釈迦は「仏陀」として弟子を集め、各々が揺るぎない心の平安にたどり着くまでの道を効率的に伝えようとしました。悟りとは「神や仏が誰かが救ってくれる」ものではなく、自分で気づくものです。しかし、気づいたときの究極の感動は強い「感謝の念」となって、それを受け止める対象を無意識に求めます。そのとき、私たちの脳裏に見えるのが「仏様」なのです。

釈迦が他界して400年が経ってからのことです。悟ったと思った瞬間に人間が創造してしまう「仏様」はいつしか一人歩きをはじめ、仏陀の教えは仏像を拝んだり念仏を唱えれば救われるという「救済宗教」に変質していきました。

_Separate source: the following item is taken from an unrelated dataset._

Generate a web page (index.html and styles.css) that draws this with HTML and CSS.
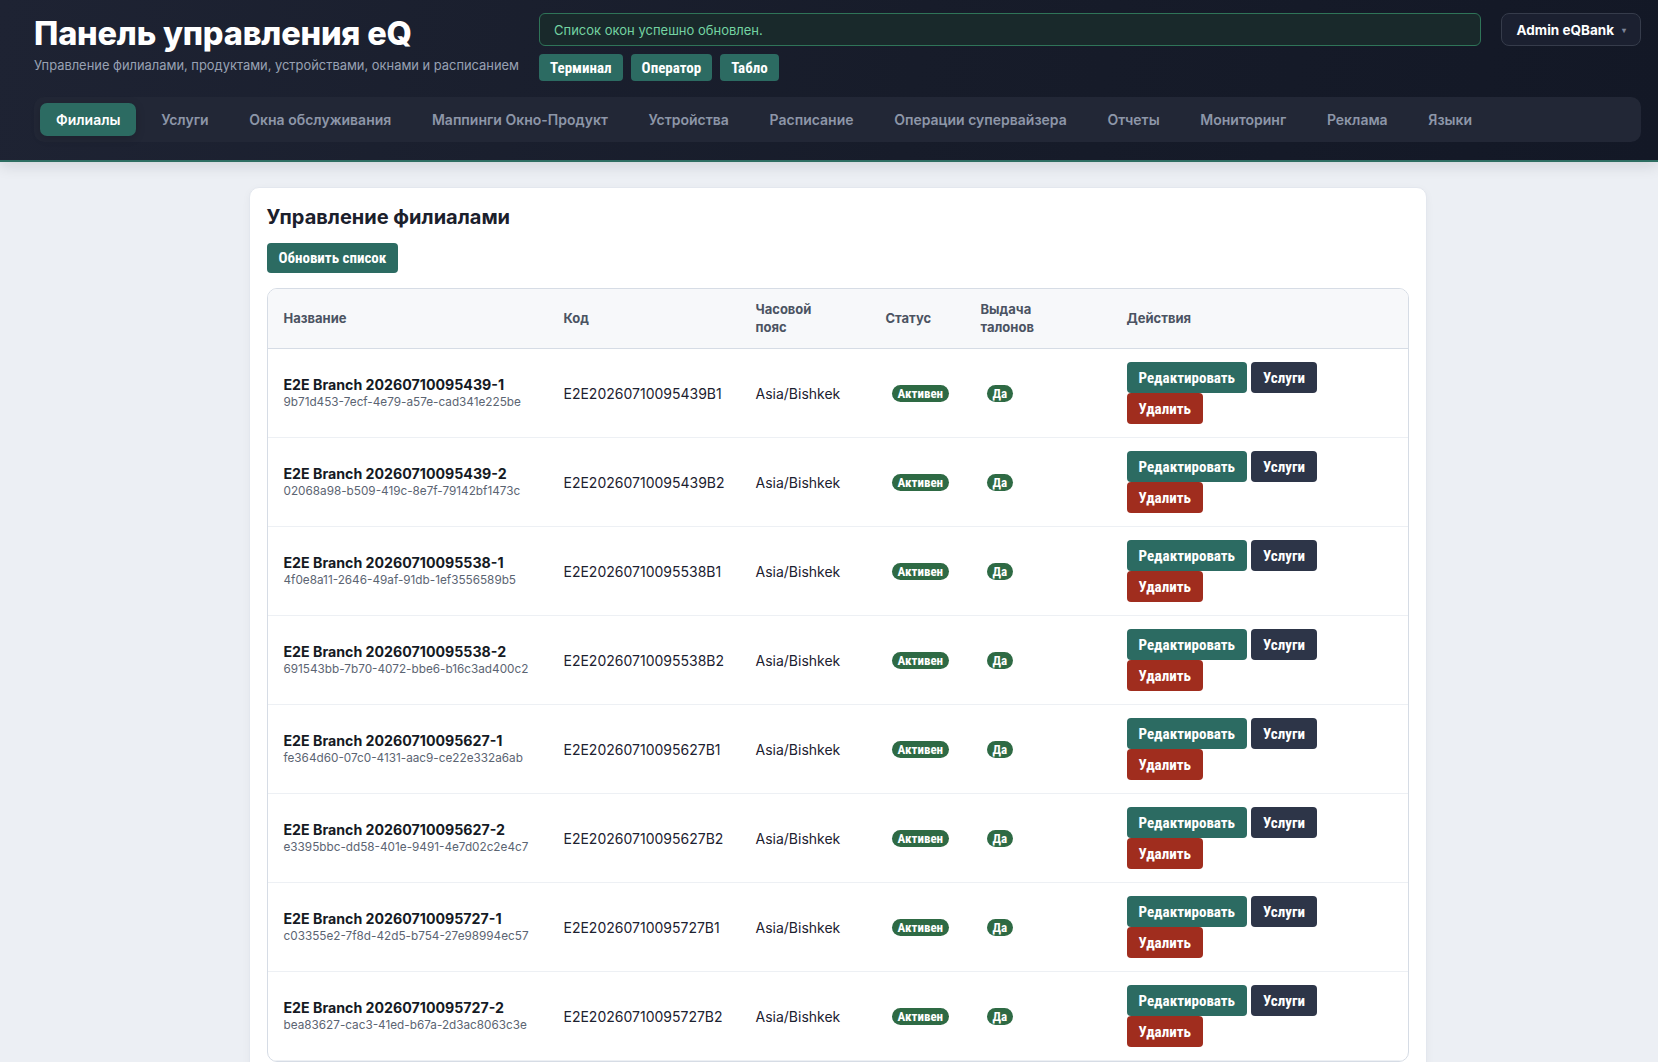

「大乗仏教」となって日本に伝来した釈迦の教えは、「自己を犠牲にしてでも人々を救済しようとする有難い仏の想い」という利他主義に変質しました。このため、日本人の考える利他主義には、「願望は自己犠牲を払うことで成就される」という観念が根強いといわれています。

企業が利他主義になることはある?

理念

利他主義は、企業が健全に運営されるために欠かせない理念の基本として、古くは中国の故事などにも見ることができます。今も「経営の神さま」と評され敬愛を集めている松下幸之助(まつしたこうのすけ)は、「商いは公事である」として、顧客に誠心誠意尽くすことがビジネスの大切な心得であると語っています。

利他主義は顧客との信頼関係を大切に考え、長く商いを続けるための秘訣ですが、それを社員の行動指針や経営理念として公言し、利益の追求よりも理念を重んじる企業は社会から信用され、敬愛を受けて発展してきました。

自利利他

企業が利益を得るために努力するのは当たり前のことですが、消費者をだまして粗悪な製品を売りつけるような企業が生き残れる時代は過ぎ去りました。今や「利益の還元」や「Win-Winの関係」といったフレーズはビジネスの常識となって、平和的な利益の循環が実現しています。企業理念に「自利利他」を掲げる会社もあります。

「自利利他」は「公私一如(こうしいちにょ)」ともいわれ、もともと天台宗の開祖・最澄(さいちょう)が教えた言葉です。自分が努力によって得た悟りを自分の利益のために留めておく「自利」と、それを他に生かす「利他」を同時に行うという意味で、大乗仏教における救いの理想とされるシステムです。

より大きな利益を目論んでサービスを売るのではなく、「顧客の立場になって考える」という発想で、まず相手の利益を先に考えるという点で利他主義的といえます。

人間はなぜ利他主義になるのか

ダーウィンの進化論によれば、利他主義に基づく人間行動の進化は、まず血縁関係にある他者への配慮「血縁選択」を最初の利他主義として、限られたグループ内で協力し合う「互恵的利他主義」へと進化しました。つまりダーウィンの考える利他主義は、自分が困った時のための保険のようなものだと考えることができます。

しかし、進化論による利他主義は、利他主義は活動の質や量よりも「動機」によって価値が与えられるという考え方もあります。つまり、被災地に多額の寄付や人員を傾けることよりも、他者の幸せを自分自身の幸せと認識して行動することが大切だというのです。

確かに、動機付けを間違って利他主義を義務感として行動してしまうと、同じボランティア活動をしているつもりでも不公平感に駆られて「他の人にも手伝ってほしい」という感情が芽生えたり、高慢な態度に繋がって別の問題が生じます。

利他主義のまとめ

今回は「利他主義」についてまとめてみました。誰が考えても平和的で正しいと思える利他主義ですが、無償の働きはなかなかできることではありません。また、利他主義を理想としてボランティア活動に身を投じてみると、予想外の葛藤や障害に挫折感を味わうこともあります。

もちろん他者の助けとなることは良いことに違いなく、自己満足は悪いことでもありませんが、善悪を超えた目線で利他主義について考えるチャンスとしてボランティア活動に参加してみると面白い発見があります。いつも無理をすることなく、他者の幸せを願って行動できる人になりたいものでしょう。